Spoked B fits Loui Eriksson to a T

BOSTON -- He has played 501 games in the NHL, but Boston Bruins fans hardly know much about newcomer Loui Eriksson.

He arrived in Boston when Bruins general manager Peter Chiarelli completed a megatrade on July 4, sending forwards Tyler Seguin and Rich Peverley to the Dallas Stars in exchange for Eriksson and prospects Matt Fraser, Reilly Smith and Joe Morrow.

It was a solid trade for the Bruins.

Many believe Eriksson is one of the most underrated players in the NHL. He's an effective two-way player, possessing skills at both ends of the ice. After the deal was complete, former Bruins forward P.J. Axelsson texted a few of his former teammates to give his seal of approval for his fellow Swede.

Axelsson even spoke with Eriksson to explain the rich history of the Bruins and the city of Boston.

"He said he loved to play here and it's a great town to play for. He said a lot of good things about Boston," Eriksson said.

When the new all-access "Behind the B" series aired last Monday, cameras were filming when Eriksson first arrived in Boston after the trade. He met with Bruins president Cam Neely and spent some time looking for a place to live and enjoyed the Italian restaurants in Boston's famous North End. Axelsson made sure to pass along all the important information on what it was like to live and play in this city.

"For sure it helps a lot because you can ask him different questions; where he lived and what kind of restaurants he went to. He had a lot of good answers for that, so it's nice to have that," Eriksson said.

As far as introducing himself to Bruins fans on "Behind the B," Eriksson said it was a bit different. He had to get used to it.

"It's good for the fans around here to see all the personalities," he said.

It was a good first glance of the perennial 20-plus goal scorer. His new teammates are well aware of his ability to contribute, and through just two days of on-ice sessions, it's evident Eriksson fits well into the Bruins' system of play.

Once the exhibition games begin, Eriksson will get a real feel for what it's like to play with new linemates Patrice Bergeron and Brad Marchand.

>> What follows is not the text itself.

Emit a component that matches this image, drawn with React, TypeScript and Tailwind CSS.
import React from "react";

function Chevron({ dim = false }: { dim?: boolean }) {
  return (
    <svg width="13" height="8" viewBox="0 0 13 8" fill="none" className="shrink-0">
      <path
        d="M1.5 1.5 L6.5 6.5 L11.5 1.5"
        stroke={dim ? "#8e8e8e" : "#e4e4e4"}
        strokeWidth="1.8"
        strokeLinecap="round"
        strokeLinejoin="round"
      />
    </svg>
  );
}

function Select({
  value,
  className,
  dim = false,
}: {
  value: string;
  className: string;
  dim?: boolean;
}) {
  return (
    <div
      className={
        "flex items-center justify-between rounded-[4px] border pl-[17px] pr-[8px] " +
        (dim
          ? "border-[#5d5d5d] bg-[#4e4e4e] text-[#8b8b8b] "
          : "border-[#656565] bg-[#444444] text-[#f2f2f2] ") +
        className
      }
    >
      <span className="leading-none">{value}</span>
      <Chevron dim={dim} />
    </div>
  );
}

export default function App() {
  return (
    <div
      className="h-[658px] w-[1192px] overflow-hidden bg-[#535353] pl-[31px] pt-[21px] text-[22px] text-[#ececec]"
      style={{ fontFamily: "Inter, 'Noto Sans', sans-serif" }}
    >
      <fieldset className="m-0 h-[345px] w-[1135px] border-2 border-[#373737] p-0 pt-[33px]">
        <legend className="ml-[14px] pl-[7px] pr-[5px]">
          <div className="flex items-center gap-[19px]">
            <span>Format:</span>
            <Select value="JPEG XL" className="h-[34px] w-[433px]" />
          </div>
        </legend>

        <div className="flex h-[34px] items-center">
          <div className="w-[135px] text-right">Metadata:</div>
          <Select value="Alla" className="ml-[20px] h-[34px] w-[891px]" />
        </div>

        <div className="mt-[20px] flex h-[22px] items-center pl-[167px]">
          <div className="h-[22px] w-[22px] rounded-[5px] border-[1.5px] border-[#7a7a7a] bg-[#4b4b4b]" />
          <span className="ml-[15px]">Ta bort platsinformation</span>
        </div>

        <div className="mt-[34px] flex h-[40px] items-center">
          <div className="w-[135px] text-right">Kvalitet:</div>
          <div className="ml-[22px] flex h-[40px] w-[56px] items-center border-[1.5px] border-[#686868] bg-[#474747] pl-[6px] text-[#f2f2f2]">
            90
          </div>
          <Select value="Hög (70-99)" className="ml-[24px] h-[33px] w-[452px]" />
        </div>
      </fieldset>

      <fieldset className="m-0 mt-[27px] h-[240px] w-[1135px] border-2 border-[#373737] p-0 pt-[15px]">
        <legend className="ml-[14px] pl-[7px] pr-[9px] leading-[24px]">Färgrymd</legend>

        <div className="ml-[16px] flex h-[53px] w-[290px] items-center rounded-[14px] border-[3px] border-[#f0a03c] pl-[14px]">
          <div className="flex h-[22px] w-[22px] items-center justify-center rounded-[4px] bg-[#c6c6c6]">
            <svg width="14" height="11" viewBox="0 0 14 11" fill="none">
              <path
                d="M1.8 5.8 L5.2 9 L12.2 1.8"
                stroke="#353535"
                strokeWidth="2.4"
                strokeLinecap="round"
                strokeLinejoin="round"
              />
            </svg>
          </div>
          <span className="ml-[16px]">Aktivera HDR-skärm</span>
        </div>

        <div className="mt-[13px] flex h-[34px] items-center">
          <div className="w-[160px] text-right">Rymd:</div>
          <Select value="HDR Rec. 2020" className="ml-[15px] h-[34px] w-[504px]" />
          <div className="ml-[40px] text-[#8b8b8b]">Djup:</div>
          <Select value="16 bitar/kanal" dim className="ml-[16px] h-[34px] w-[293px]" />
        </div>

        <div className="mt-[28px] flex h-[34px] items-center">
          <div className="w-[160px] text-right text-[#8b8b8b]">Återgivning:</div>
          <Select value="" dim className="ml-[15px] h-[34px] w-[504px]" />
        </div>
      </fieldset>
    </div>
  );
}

"I think everyone is good in both ends," Eriksson said. "We're quick in transition and everyone can shoot the puck, too. That's something we need to do, shoot the puck a lot and things will happen if we do that."

His style of play has been compared to Bergeron's, and that's something in which Eriksson takes pride.

"Through all my years in Dallas, I tried to focus a lot on playing good defense and after that the offense used to come by itself. It's nice to have that and I always like to play that way, play good at both ends and that's how they want to play here so it's a perfect fit here for me.

"Every team is trying to play good defense. I've seen these guys play and they're really good at it, too. It's nice to come to a team that plays that way."

Like many of the players on the Bruins, Eriksson is versatile. He's a left-handed shot but prefers to play the right side. Bergeron explained recently it will take a little getting used to the fact that he'll be passing a lot to Eriksson's backhand, especially since Seguin was right-handed on the same wing.

"I've actually played both [wings] many times. The right side feels like it's a little easier to come in the zone and you get the one-timer a little bit easier when I'm coming in on the right side. It just feels good on that side," Eriksson said.

During his career in Dallas, Eriksson played against the Bruins only four times. He scored once and assisted on three other goals in those games. His new Boston teammates are still getting to know him, but fellow newcomer Jarome Iginla has plenty of playing experience (24 games) against Eriksson when both played in the Western Conference.

"He's a crafty player, a smart player and he finds ways to be effective in pretty much every game you play against him," Iginla said. "He's just a smart, skilled hockey player. It's great to play with him and I'm looking forward to seeing it more and seeing it on a daily basis. Yeah, he's definitely one of the guys you try to shut down when he was with Dallas and you have a hard time doing it."

While in the Dallas organization, Reilly Smith played a combined 40 games for the Stars in the last two seasons, so he also has a solid understand of Eriksson's abilities and how well he'll fit into Boston's system. In fact, Eriksson assisted on Smith's first NHL goal during Dallas' 4-3 win over the Vancouver Canucks on Feb. 15.

"Loui's a great forward," Smith said. "He's so skilled, so talented. He was one of the benchmark players for Dallas, so it was kind of shocking that they gave him up. I was pretty surprised about that. He's a great two-way forward and real easy to get along with. He'll fit into this organization really well."

Like Bergeron, Eriksson is a member of the 2003 draft class. The Stars selected him with their first pick (33rd overall), and Boston picked Bergeron with its second selection (45th overall).

"I know 2003 was a really good year drafting-wise and it's a lot of great players from that year, so it's pretty fun to be drafted in the same year," Eriksson said.

There are similarities between the two. Their style of play will complement each other well. Bruins fans may not know much about Eriksson right now, but it won't take long before they realize just how good he is.